About 8 in 10 current college students in the U.S. support policies that prohibit smoking and other tobacco use at college. Additionally, the number of colleges and universities with comprehensive smoke- or tobacco-free policies more than quadrupled from 446 in 2010 to over 2,000 in 2017.

Since 2015, the Truth Initiative® Tobacco-Free College Program has awarded funding to 135 colleges and universities to advocate for, adopt and implement a 100 percent smoke- or tobacco-free policy. With more initiatives focusing on expanding the number of campuses that ban smoking and tobacco use, here are three benefits of smoke- and tobacco-free policies at colleges and universities.

They reduce tobacco use among young adults.

While the number of schools with smoke- and tobacco-free policies has increased, the amount of college students who smoke cigarettes has declined. Past 30-day cigarette use among college students fell from 16 percent in 2010 to an all-time low of 9 percent in 2016, and the daily smoking rate fell from 7.6 percent to 3 percent during that same time. Data also show downward trends in college students using other tobacco products, including e-cigarettes, hookah, little cigars and traditional cigars.
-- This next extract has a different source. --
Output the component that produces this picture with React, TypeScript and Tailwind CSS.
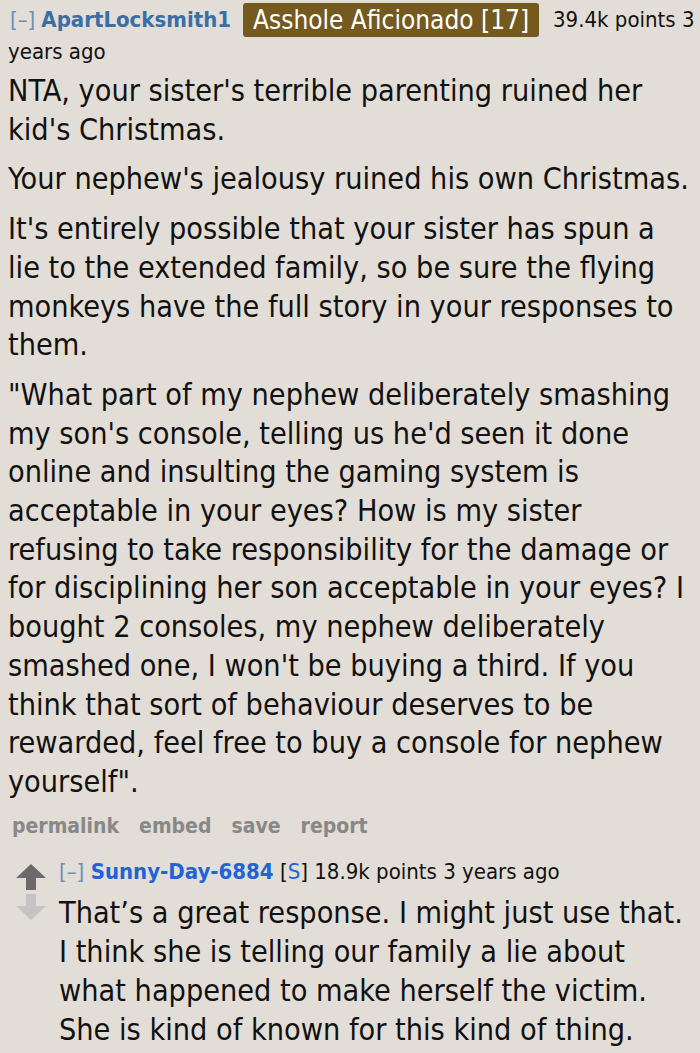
import React from "react";

const body = "font-['DejaVu_Sans_Condensed','DejaVu_Sans',sans-serif]";

const Arrow = ({ up, color }: { up?: boolean; color: string }) => (
  <svg width="32" height="28" viewBox="0 0 32 28" className={up ? "" : "rotate-180"}>
    <path d="M16 1 L31 15 L21 15 L21 27 L11 27 L11 15 L1 15 Z" fill={color} />
  </svg>
);

export default function App() {
  return (
    <div className={`min-h-[1053px] w-[700px] bg-[#e2ddd6] text-[#111] ${body}`}>
      <div className="px-[8px] pt-[4px]">
        {/* header */}
        <div className="text-[22px] leading-[32px]">
          <div className="flex h-[32px] items-center whitespace-nowrap">
            <span className="ml-[2px] text-[#6a8fbe]">[–]</span>
            <span className="ml-[6px] font-bold text-[#3a6ea5]">ApartLocksmith1</span>
            <span className="ml-[12px] h-[34px] shrink-0 rounded-[3px] bg-[#745a1f] px-[10px] text-[26px] leading-[34px] text-white">
              Asshole Aficionado [17]
            </span>
            <span className="ml-[14px]">39.4k points 3</span>
          </div>
          <div>years ago</div>
        </div>

        <div className="mt-[4px] space-y-[11px] text-[30.3px] leading-[38.7px]">
          <p>NTA, your sister's terrible parenting ruined her kid's Christmas.</p>
          <p>Your nephew's jealousy ruined his own Christmas.</p>
          <p>
            It's entirely possible that your sister has spun a lie to the extended family, so be
            sure the flying monkeys have the full story in your responses to them.
          </p>
          <p>
            "What part of my nephew deliberately smashing my son's console, telling us he'd seen it
            done online and insulting the gaming system is acceptable in your eyes? How is my
            sister refusing to take responsibility for the damage or for disciplining her son
            acceptable in your eyes? I bought 2 consoles, my nephew deliberately smashed one, I
            won't be buying a third. If you think that sort of behaviour deserves to be rewarded,
            feel free to buy a console for nephew yourself".
          </p>
        </div>

        <div className="mt-[9px] flex gap-[20px] pl-[4px] text-[21px] font-bold text-[#888]">
          <span>permalink</span>
          <span>embed</span>
          <span>save</span>
          <span>report</span>
        </div>
      </div>

      {/* child comment */}
      <div className="mt-[15px] flex">
        <div className="flex w-[59px] flex-col items-center gap-[2px] pt-[6px] pl-[2px]">
          <Arrow up color="#6a6a6a" />
          <Arrow color="#c4c4c4" />
        </div>
        <div className="flex-1 pr-[16px]">
          <div className="text-[22px] leading-[30px]">
            <span className="text-[#6a8fbe]">[–]</span>{" "}
            <span className="font-bold text-[#1f63d4]">Sunny-Day-6884</span>{" "}
            <span>
              [<span className="text-[#1f63d4]">S</span>]
            </span>{" "}
            <span>18.9k points 3 years ago</span>
          </div>
          <p className="mt-[6px] text-[30.3px] leading-[39px]">
            That’s a great response. I might just use that. I think she is telling our family a lie
            about what happened to make herself the victim. She is kind of known for this kind of
            thing.
          </p>
        </div>
      </div>
    </div>
  );
}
Besides helping to reduce smoking rates, smoke- and tobacco-free policies also change attitudes toward tobacco use, eliminate secondhand smoke exposure and make it easier for smokers to quit. Working to prevent tobacco use among college students is especially important because 99 percent of smokers start smoking before turning 26 years old.

They create opportunities to educate students about tobacco.

Rolling out a smoke- or tobacco-free policy presents opportunities to educate campus and community members about tobacco-related issues and the benefits of a tobacco-free campus. For example, four colleges and universities participated in the truth® Finish Flavors Tour to raise awareness of the impact of menthol and flavored tobacco products, the marketing tactics tobacco companies use to attract young smokers and the school’s upcoming smoke- or tobacco-free policy.

The participating schools — Jackson State University, Prairie View A&M University, Northwest Florida State College and North Carolina A&T State University — are grantees of the Truth Initiative Tobacco-Free College Program. During the tour, over 4,000 students were invited to learn about tobacco issues and sign a petition to get menthol tobacco products off the market at an event with music, games, a photo booth and a live mural.

“Education is the key to control the use of any type of tobacco product,” said Melinda Todd, director of the Metro Jackson Community Prevention Coalition at Jackson State University. “The event helped prepare for a tobacco- or smoke-free policy, celebrated the desire to move the campus in that direction and allowed students to also share that vision and be a part of the movement.”

They have economic and environmental benefits.

Worldwide, about 4.5 trillion cigarette butts are littered each year, making them the most littered item on earth. Smoke- and tobacco-free policies reduce cigarette litter and the risk of fire on campuses. These policies also cut maintenance costs. Cities usually spend between $3 million and $16 million on cigarette cleanup each year.

Smoke- and tobacco-free policies also prepare students for the workforce. An increasing number of worksites are prohibiting tobacco use, and research shows that smokers have a harder time getting hired. The chances of getting a job within a year are reduced by 24 percent for unemployed job seekers who smoke when compared with nonsmokers — even when other factors like substance abuse and criminal history are considered.